You see, every time we obey, like the craftsmen in Zechariah’s second vision, we are building God’s Kingdom. Every time we feel the nudge of the Holy Spirit to pray for a friend we build God’s Kingdom. Every time we buy a loaf of bread for a friend, we build God’s Kingdom. Every time we resist sin, we build God’s Kingdom. A couple hours painting in our little church sanctuary, we build God’s Kingdom. It isn’t just the grand and costly, like two weeks in Bolivia or writing a sacrificial cheque, though those are important: every single, little act of obedience matters. The opposite is true also – every single act of disobedience matters too.
Conclusion:
God is “on the move”. The “LORD of Heaven’s Armies” wants His message shouted out loud, a message that says “My love is passionate and strong.” Our choice is crystal clear: are we on God’s side or are we against Him? The proof is not in our words, but in our actions: “if you love me, obey my commandments” (John 14:15), and it comes down to this: God’s love for you and me is “passionate and strong” – what about our love for Him? Is it “passionate and strong”, or lukewarm?

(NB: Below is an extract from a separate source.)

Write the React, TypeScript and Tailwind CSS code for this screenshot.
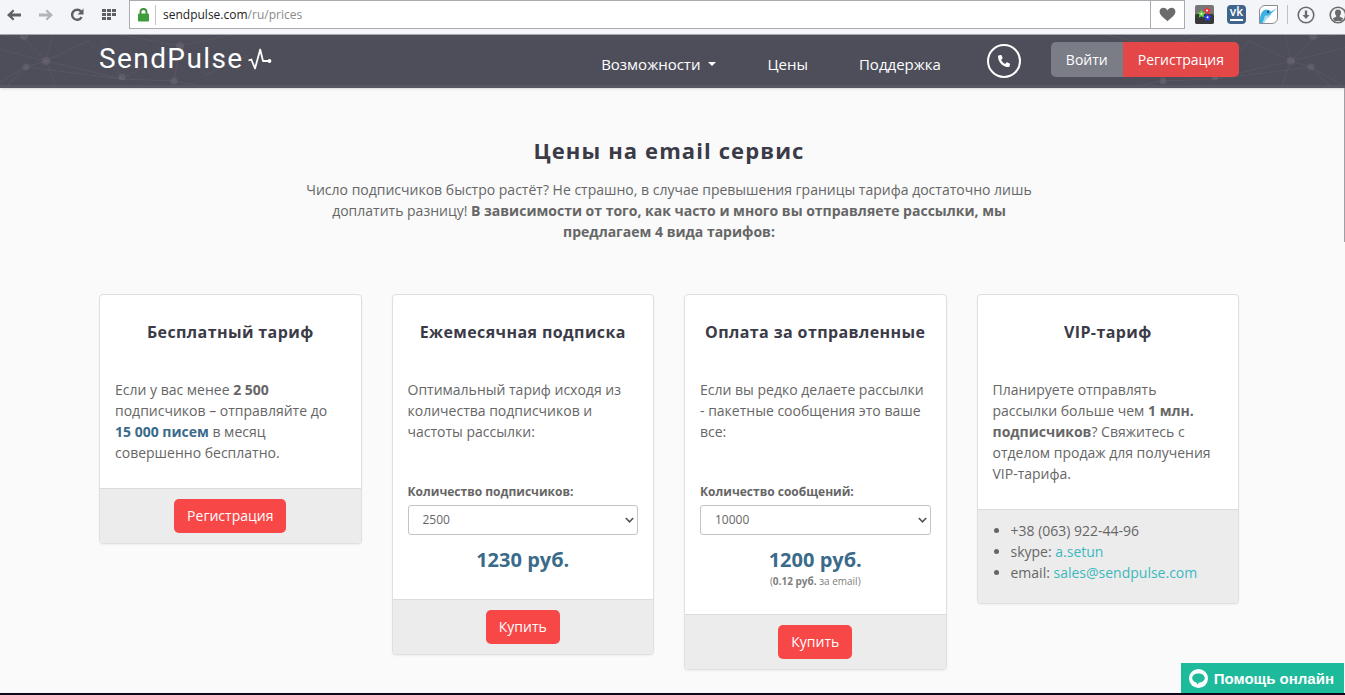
import type { ReactNode } from 'react'
import { FaPhone } from 'react-icons/fa'

function Strong({ children }: { children: ReactNode }) {
  return <strong className="font-bold">{children}</strong>
}

function BrowserBar() {
  return (
    <div className="flex h-[35px] items-start overflow-hidden border-b border-[#a9abb0] bg-[#f3f5f8]">
      <div className="flex h-[29px] w-[129px] shrink-0 items-center justify-between pl-[7px] pr-3 text-[#5f6062]">
        <button aria-label="Назад">
          <svg width="14" height="12" viewBox="0 0 14 12" fill="currentColor">
            <path d="M0 6 6 .5 7.4 2 5 4.6H14v2.8H5L7.4 10 6 11.5z" />
          </svg>
        </button>
        <button aria-label="Вперёд" className="text-[#b3b4b6]">
          <svg width="14" height="12" viewBox="0 0 14 12" fill="currentColor">
            <path d="M14 6 8 .5 6.600 2 9 4.600H0v2.800h9L6.600 10 8 11.500z" />
          </svg>
        </button>
        <button aria-label="Обновить">
          <svg width="14" height="14" viewBox="0 0 14 14">
            <path d="M11 3.600A5 5 0 1 0 11.600 9" fill="none" stroke="currentColor" strokeWidth="2.400" />
            <path d="M13.500.5v6H7.500z" fill="currentColor" />
          </svg>
        </button>
        <button aria-label="Экспресс-панель">
          <svg width="15" height="11" viewBox="0 0 15 11" fill="currentColor">
            {[0, 5, 10].map((x) =>
              [0, 4, 8].map((y) =>
                x === 10 && y === 8 ? null : <rect key={`${x}-${y}`} x={x} y={y} width="4" height="3" />,
              ),
            )}
          </svg>
        </button>
      </div>

      <div className="flex h-[29px] grow items-center border border-[#a9abb0] bg-white">
        <svg className="ml-2 shrink-0" width="11" height="14" viewBox="0 0 11 14">
          <path d="M2.500 6V4a3 3 0 0 1 6 0v2" fill="none" stroke="#3b8f36" strokeWidth="1.800" />
          <rect y="5.500" width="11" height="8" rx="1" fill="#3f9c3a" />
        </svg>
        <span className="ml-1.5 h-5 w-px bg-[#c4c4c4]" />
        <p className="ml-[7px] grow font-['Open_Sans',sans-serif] text-xs text-[#222]">
          sendpulse.com<span className="text-[#8a8a8a]">/ru/prices</span>
        </p>
        <button aria-label="В закладки" className="flex h-full w-[34px] items-center justify-center border-l border-[#a9abb0]">
          <svg width="17" height="15" viewBox="0 0 17 15">
            <path
              d="M8.500 14.300C4 10.500.6 8 .6 4.600.6 2.300 2.300.8 4.400.8c1.800 0 3.200 1 4.100 2.600C9.400 1.800 10.800.8 12.600.8c2.100 0 3.800 1.500 3.800 3.800 0 3.400-3.400 5.900-7.900 9.700z"
              fill="#6a6b6d"
            />
          </svg>
        </button>
      </div>

      <div className="flex h-[29px] w-[160px] shrink-0 items-center pl-2.5">
        <svg className="shrink-0" width="19" height="19" viewBox="0 0 19 19">
          <rect width="19" height="19" rx="2" fill="#777" />
          <rect y="9" width="19" height="10" rx="2" fill="#383838" />
          <path d="m12 1.500 1.400 2.500 3 .5-2.200 2.100.6 3-2.800-1.400-2.700 1.400.5-3-2.100-2.100 2.900-.5z" fill="#f0323c" />
          <path d="m6.500 4.500 1.400 2.700 3 .4-2.200 2.100.6 3-2.800-1.400-2.700 1.400.5-3-2.100-2.100 2.900-.4z" fill="#5fd440" />
          <path d="m12.500 8 1.400 2.700 3 .4-2.200 2.100.6 3-2.800-1.400-2.700 1.400.5-3-2.100-2.100 2.900-.4z" fill="#2c3fe6" />
          <circle cx="12" cy="5.500" r="1" fill="#fff" />
          <circle cx="6.500" cy="8.700" r="1" fill="#fff" />
          <circle cx="12.500" cy="12.200" r="1" fill="#fff" />
        </svg>
        <span className="ml-[13px] flex h-[19px] w-[19px] shrink-0 flex-col items-center rounded-sm bg-[#3f648c] font-['Open_Sans',sans-serif] text-xs leading-[14px] font-semibold text-white">
          vk
          <span className="h-0.5 w-[13px] bg-white" />
        </span>
        <svg className="ml-[13px] shrink-0" width="19" height="19" viewBox="0 0 19 19">
          <path d="M6 .5h12.500V13a5.500 5.500 0 0 1-5.500 5.500H.5V6A5.500 5.500 0 0 1 6 .5z" fill="#fff" stroke="#8c8c8c" />
          <path d="M1 18C.5 11 2.500 4.500 7.500 4.500c2.200 0 3.700.8 4.400 2.300L18 3l-5.800 5.600C11.800 12 6.500 12 5 18z" fill="#3fb0e4" />
          <path d="M6 10.500c2 .5 4.500-.3 6-1.800-.3 4-5 4-6.800 9.300H3.500z" fill="#a8dcf4" />
          <circle cx="9" cy="7" r="1" fill="#234" />
        </svg>
        <span className="ml-[9px] h-[19px] w-px shrink-0 bg-[#c0c1c4]" />
        <svg className="ml-[9px] shrink-0" width="18" height="18" viewBox="0 0 18 18" fill="none" stroke="#6a6b6d">
          <circle cx="9" cy="9" r="7.800" strokeWidth="1.600" />
          <path d="M9 4.500v6" strokeWidth="2.400" />
          <path d="M5.500 9h7L9 13z" fill="#6a6b6d" stroke="none" />
        </svg>
        <svg className="ml-3.5 shrink-0" width="18" height="18" viewBox="0 0 18 18">
          <circle cx="9" cy="9" r="7.800" fill="none" stroke="#6a6b6d" strokeWidth="1.600" />
          <path d="M9 3.500c2 0 3 1.300 3 3.100 0 1.400-.5 2.400-1.200 3.100v1l3.400 1.600-1.700 2.700H5.500l-1.700-2.700 3.400-1.600v-1C6.500 9 6 8 6 6.600c0-1.800 1-3.100 3-3.100z" fill="#6a6b6d" />
        </svg>
      </div>
    </div>
  )
}

/* Faint node network behind the navigation */
function Network({ className }: { className: string }) {
  return (
    <svg className={className} width="270" height="53" viewBox="0 0 270 53" stroke="#8a8488" strokeOpacity=".16" fill="#8a7c84">
      <path
        fill="none"
        d="M-10 12 46 26 24 3M46 26 26 32-10 53M46 26 52 0M46 26 88 6M46 26 122 44 180 11M46 26 56 53M26 32 5 53M24 3-10-2M122 44 100 0M122 44 174 46 180 11 230 0M174 46 212 53M180 11 122 0M180 11 206 40 250 20M26 32 122 44M88 6 122 44"
      />
      <g fillOpacity=".28" stroke="none">
        <circle cx="46" cy="26" r="4" />
        <circle cx="26" cy="32" r="3.500" />
        <circle cx="24" cy="1" r="4" />
        <circle cx="122" cy="42" r="3.500" />
        <circle cx="180" cy="11" r="4" />
        <circle cx="174" cy="46" r="3.500" />
      </g>
    </svg>
  )
}

function SiteHeader() {
  return (
    <header className="relative overflow-hidden border-b-[3px] border-[#575763] bg-[#4d4e5a] pr-[7px] text-white shadow-sm">
      <Network className="absolute top-0 left-0 overflow-visible" />
      <Network className="absolute top-0 right-2 -scale-x-100 overflow-visible" />
      <div className="relative mx-auto flex h-[50px] max-w-[1140px] items-start">
        <a href="#" className="flex h-12 grow items-center">
          <span className="font-[Roboto,sans-serif] text-[28px] leading-none tracking-wider">SendPulse</span>
          <svg className="ml-1 shrink-0" width="24" height="24" viewBox="0 0 24 24" fill="none" stroke="#fff" strokeWidth="1.800">
            <path d="M.5 13.500 3.300 12.500 7 21.500 12.200 2.500 15 14h6" strokeLinejoin="round" />
            <circle cx="21.500" cy="14" r="1.900" fill="#fff" stroke="none" />
          </svg>
        </a>
        <nav className="flex h-[58px] shrink-0 items-center text-[15px]">
          <a href="#" className="flex items-center">
            Возможности
            <span className="ml-2 border-x-4 border-t-4 border-x-transparent border-t-white" />
          </a>
          <a href="#" className="ml-[51px]">Цены</a>
          <a href="#" className="ml-[51px]">Поддержка</a>
        </nav>
        <a href="#" aria-label="Телефон" className="mt-[9px] ml-[46px] flex h-[34px] w-[34px] shrink-0 items-center justify-center rounded-full border-2 border-white">
          <FaPhone size={12} className="-scale-x-100" />
        </a>
        <div className="mt-[7px] ml-[30px] flex h-[35px] shrink-0 overflow-hidden rounded-[5px] text-sm">
          <button className="bg-[#7a7c86] px-[15px]">Войти</button>
          <button className="bg-[#e44748] px-[15px]">Регистрация</button>
        </div>
      </div>
    </header>
  )
}

function Card({ title, footer, children }: { title: string; footer: ReactNode; children: ReactNode }) {
  return (
    <section className="overflow-hidden rounded border border-[#dfdfdf] bg-white shadow-xs">
      <div className="px-[15px] pt-[26px] pb-[25px]">
        <h2 className="mb-9 text-center text-base leading-[22px] font-bold tracking-wide whitespace-nowrap text-[#3b3b48]">
          {title}
        </h2>
        {children}
      </div>
      <div className="border-t border-[#dcdcdc] bg-[#ececec] p-2.5">{footer}</div>
    </section>
  )
}

function RedButton({ children }: { children: ReactNode }) {
  return (
    <button className="mx-auto block h-[34px] rounded-[5px] bg-[#f84747] px-[13px] text-sm text-white">{children}</button>
  )
}

function Quantity({ id, label, value }: { id: string; label: string; value: string }) {
  return (
    <div className="mt-[41px]">
      <label htmlFor={id} className="block text-xs leading-[17px] font-bold">{label}</label>
      <div className="relative mt-[5px]">
        <select
          id={id}
          defaultValue={value}
          className="block h-[30px] w-full appearance-none rounded-[3px] border border-[#c4c4c4] bg-white px-3.5 text-xs"
        >
          <option>{value}</option>
        </select>
        <svg className="pointer-events-none absolute top-3 right-1" width="9" height="7" viewBox="0 0 9 7">
          <path d="m.8 1 3.700 3.800L8.200 1" fill="none" stroke="#555" strokeWidth="1.700" />
        </svg>
      </div>
    </div>
  )
}

function Price({ children }: { children: ReactNode }) {
  return <p className="mt-[11px] text-center text-xl leading-7 font-bold text-[#3a6b8a]">{children}</p>
}

export default function App() {
  return (
    <div className="flex min-h-screen flex-col bg-[#fafafa] font-['Open_Sans',sans-serif] text-sm leading-[21px] text-[#666]">
      <BrowserBar />
      <SiteHeader />

      <main className="grow pr-[7px] pb-4">
        <div className="mx-auto max-w-[750px] pt-[47px] text-center">
          <h1 className="text-[22px] leading-[30px] font-bold tracking-wider text-[#3b3b48]">Цены на email сервис</h1>
          <p className="mt-3.5">
            Число подписчиков быстро растёт? Не страшно, в случае превышения границы тарифа достаточно лишь доплатить
            разницу! <Strong>В зависимости от того, как часто и много вы отправляете рассылки, мы предлагаем 4 вида тарифов:</Strong>
          </p>
        </div>

        <div className="mx-auto mt-[52px] grid max-w-[1140px] grid-cols-4 items-start gap-[30px]">
          <Card title="Бесплатный тариф" footer={<RedButton>Регистрация</RedButton>}>
            <p>
              Если у вас менее <Strong>2 500</Strong> подписчиков – отправляйте до{' '}
              <strong className="font-bold text-[#3a6b8a]">15 000 писем</strong> в месяц совершенно бесплатно.
            </p>
          </Card>

          <Card title="Ежемесячная подписка" footer={<RedButton>Купить</RedButton>}>
            <p>Оптимальный тариф исходя из количества подписчиков и частоты рассылки:</p>
            <Quantity id="subscribers" label="Количество подписчиков:" value="2500" />
            <Price>1230 руб.</Price>
          </Card>

          <Card title="Оплата за отправленные" footer={<RedButton>Купить</RedButton>}>
            <p>Если вы редко делаете рассылки - пакетные сообщения это ваше все:</p>
            <Quantity id="messages" label="Количество сообщений:" value="10000" />
            <Price>1200 руб.</Price>
            <p className="text-center text-[10px] leading-[15px] text-[#808080]">
              (<Strong>0.12 руб.</Strong> за email)
            </p>
          </Card>

          <Card
            title="VIP-тариф"
            footer={
              <ul className="mb-2.5 list-disc pl-[23px]">
                <li>+38 (063) 922-44-96</li>
                <li>skype: <a href="#" className="text-[#3cb8bf]">a.setun</a></li>
                <li>email: <a href="mailto:sales@sendpulse.com" className="text-[#3cb8bf]">sales@sendpulse.com</a></li>
              </ul>
            }
          >
            <p>
              Планируете отправлять рассылки больше чем <Strong>1 млн. подписчиков</Strong>? Свяжитесь с отделом продаж
              для получения VIP-тарифа.
            </p>
          </Card>
        </div>
      </main>

      <div className="h-0.5 bg-[#12061a]" />

      <button className="fixed right-px bottom-0.5 flex h-[30px] items-center bg-[#1dba9c] pr-2.5 pl-2 font-['Liberation_Sans',sans-serif] text-[15px] font-bold text-white">
        <svg className="mr-1.5" width="19" height="19" viewBox="0 0 19 19">
          <circle cx="9.500" cy="9.500" r="9.500" fill="#fff" />
          <path d="M9.500 4.500c3.600 0 6.300 2 6.300 4.600 0 2.600-2.700 4.600-6.300 4.600l-.6 2.100-1.700-2.300C4.700 12.900 3.200 11.200 3.200 9.100c0-2.600 2.700-4.600 6.300-4.600z" fill="#1dba9c" />
        </svg>
        Помощь онлайн
      </button>
      {/* scrollbar thumb */}
      <div className="fixed top-[88px] right-0 h-[154px] w-px bg-[#a0a0a4]" />
    </div>
  )
}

Like us, the people in Zechariah’s day were being called back to the God who loved them. And the promise in it was earlier in chapter one, which we saw in the first message back in June, which creates the framework for the whole book, and which I leave with you this morning: “This is what the Lord of Heaven’s Armies says: Return to me, and I will return to you, says the Lord of Heaven’s Armies.” (Zech 1:3).